**WHAT IS BEING ASKED:**
Your task is to gather the lines below that hold the string "this".

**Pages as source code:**
*****

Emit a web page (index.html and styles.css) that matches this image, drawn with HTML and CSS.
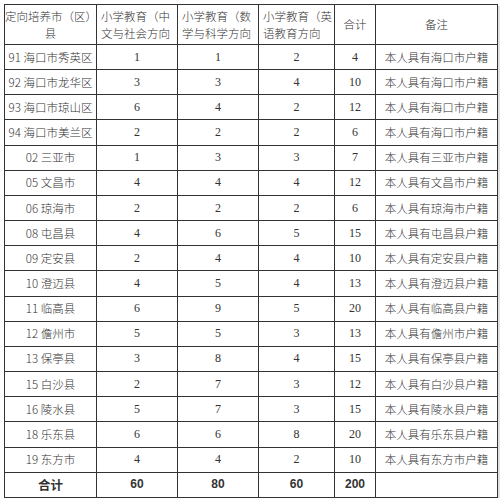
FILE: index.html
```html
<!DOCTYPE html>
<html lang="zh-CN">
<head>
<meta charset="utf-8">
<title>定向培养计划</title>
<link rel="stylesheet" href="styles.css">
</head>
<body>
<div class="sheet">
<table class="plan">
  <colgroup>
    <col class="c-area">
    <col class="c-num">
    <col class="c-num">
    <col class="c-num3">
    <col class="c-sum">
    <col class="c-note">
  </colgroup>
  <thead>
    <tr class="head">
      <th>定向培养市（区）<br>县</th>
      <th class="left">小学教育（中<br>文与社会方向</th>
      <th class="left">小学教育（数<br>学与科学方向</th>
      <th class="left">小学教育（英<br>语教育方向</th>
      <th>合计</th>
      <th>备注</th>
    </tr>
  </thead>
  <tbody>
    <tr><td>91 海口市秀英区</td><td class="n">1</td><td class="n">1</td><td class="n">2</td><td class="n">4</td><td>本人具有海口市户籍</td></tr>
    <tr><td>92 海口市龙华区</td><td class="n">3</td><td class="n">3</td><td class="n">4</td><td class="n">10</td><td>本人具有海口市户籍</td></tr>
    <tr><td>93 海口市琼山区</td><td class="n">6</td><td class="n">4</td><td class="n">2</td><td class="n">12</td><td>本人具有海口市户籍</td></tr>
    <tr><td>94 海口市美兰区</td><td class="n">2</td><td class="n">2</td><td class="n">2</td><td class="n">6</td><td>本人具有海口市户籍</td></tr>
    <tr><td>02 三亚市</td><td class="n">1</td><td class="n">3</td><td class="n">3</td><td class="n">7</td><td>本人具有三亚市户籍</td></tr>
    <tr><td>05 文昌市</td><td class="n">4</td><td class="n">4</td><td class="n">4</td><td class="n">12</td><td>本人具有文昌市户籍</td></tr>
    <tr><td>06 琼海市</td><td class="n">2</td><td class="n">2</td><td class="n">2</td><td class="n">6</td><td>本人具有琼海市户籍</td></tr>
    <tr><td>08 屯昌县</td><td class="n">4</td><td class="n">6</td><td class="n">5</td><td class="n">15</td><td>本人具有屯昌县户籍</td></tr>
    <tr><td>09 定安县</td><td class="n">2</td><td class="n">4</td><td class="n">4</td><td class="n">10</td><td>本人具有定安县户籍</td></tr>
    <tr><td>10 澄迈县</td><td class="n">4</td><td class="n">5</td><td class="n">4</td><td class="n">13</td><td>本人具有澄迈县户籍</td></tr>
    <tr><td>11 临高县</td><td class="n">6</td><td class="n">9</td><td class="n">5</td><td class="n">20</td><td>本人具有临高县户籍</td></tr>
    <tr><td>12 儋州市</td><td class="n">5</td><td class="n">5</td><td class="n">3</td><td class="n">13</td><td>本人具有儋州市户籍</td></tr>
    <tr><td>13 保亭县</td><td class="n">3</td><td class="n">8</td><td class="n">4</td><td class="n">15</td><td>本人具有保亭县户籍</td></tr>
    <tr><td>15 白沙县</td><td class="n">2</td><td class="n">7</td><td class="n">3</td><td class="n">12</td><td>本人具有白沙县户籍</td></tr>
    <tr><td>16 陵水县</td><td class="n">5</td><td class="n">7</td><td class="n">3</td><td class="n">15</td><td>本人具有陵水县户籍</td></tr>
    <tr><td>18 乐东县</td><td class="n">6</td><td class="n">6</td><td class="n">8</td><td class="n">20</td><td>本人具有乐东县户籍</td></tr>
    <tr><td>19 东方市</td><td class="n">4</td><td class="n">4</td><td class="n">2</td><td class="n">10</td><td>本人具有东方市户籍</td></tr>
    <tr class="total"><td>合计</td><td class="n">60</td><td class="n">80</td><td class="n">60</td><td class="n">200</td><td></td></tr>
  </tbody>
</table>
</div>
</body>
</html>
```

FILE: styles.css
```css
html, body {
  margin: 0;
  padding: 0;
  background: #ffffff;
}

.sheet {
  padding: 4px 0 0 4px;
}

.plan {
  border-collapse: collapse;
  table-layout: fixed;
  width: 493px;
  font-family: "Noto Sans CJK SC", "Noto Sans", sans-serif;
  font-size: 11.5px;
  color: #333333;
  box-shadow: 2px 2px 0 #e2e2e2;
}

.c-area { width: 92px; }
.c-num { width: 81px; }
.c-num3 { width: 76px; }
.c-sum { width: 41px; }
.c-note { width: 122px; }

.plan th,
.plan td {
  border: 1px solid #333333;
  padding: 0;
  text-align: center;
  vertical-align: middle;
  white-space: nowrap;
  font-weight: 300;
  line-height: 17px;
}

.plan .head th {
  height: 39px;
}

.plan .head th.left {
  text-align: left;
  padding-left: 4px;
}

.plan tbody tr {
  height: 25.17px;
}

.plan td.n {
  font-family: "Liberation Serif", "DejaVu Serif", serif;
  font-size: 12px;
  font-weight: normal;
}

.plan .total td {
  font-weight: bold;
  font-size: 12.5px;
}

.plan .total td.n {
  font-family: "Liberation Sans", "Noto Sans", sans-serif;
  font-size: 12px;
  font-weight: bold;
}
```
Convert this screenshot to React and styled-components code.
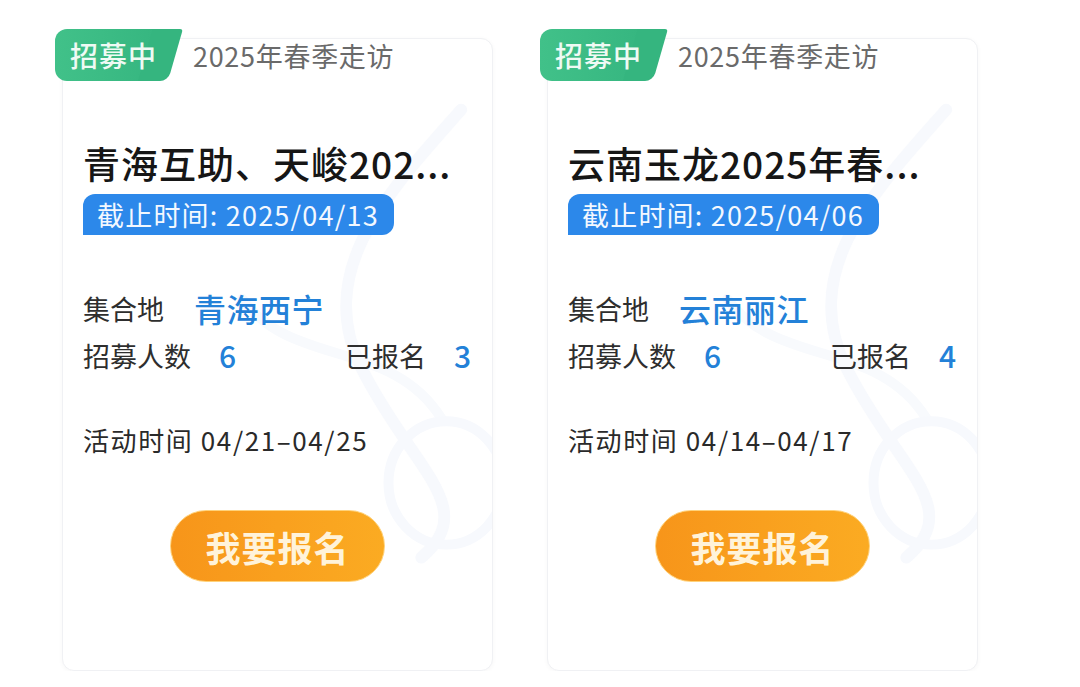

*****

**COMPLETE RESPONSE:**
Emit a web page (index.html and styles.css) that matches this image, drawn with HTML and CSS.
Convert this screenshot to React and styled-components code.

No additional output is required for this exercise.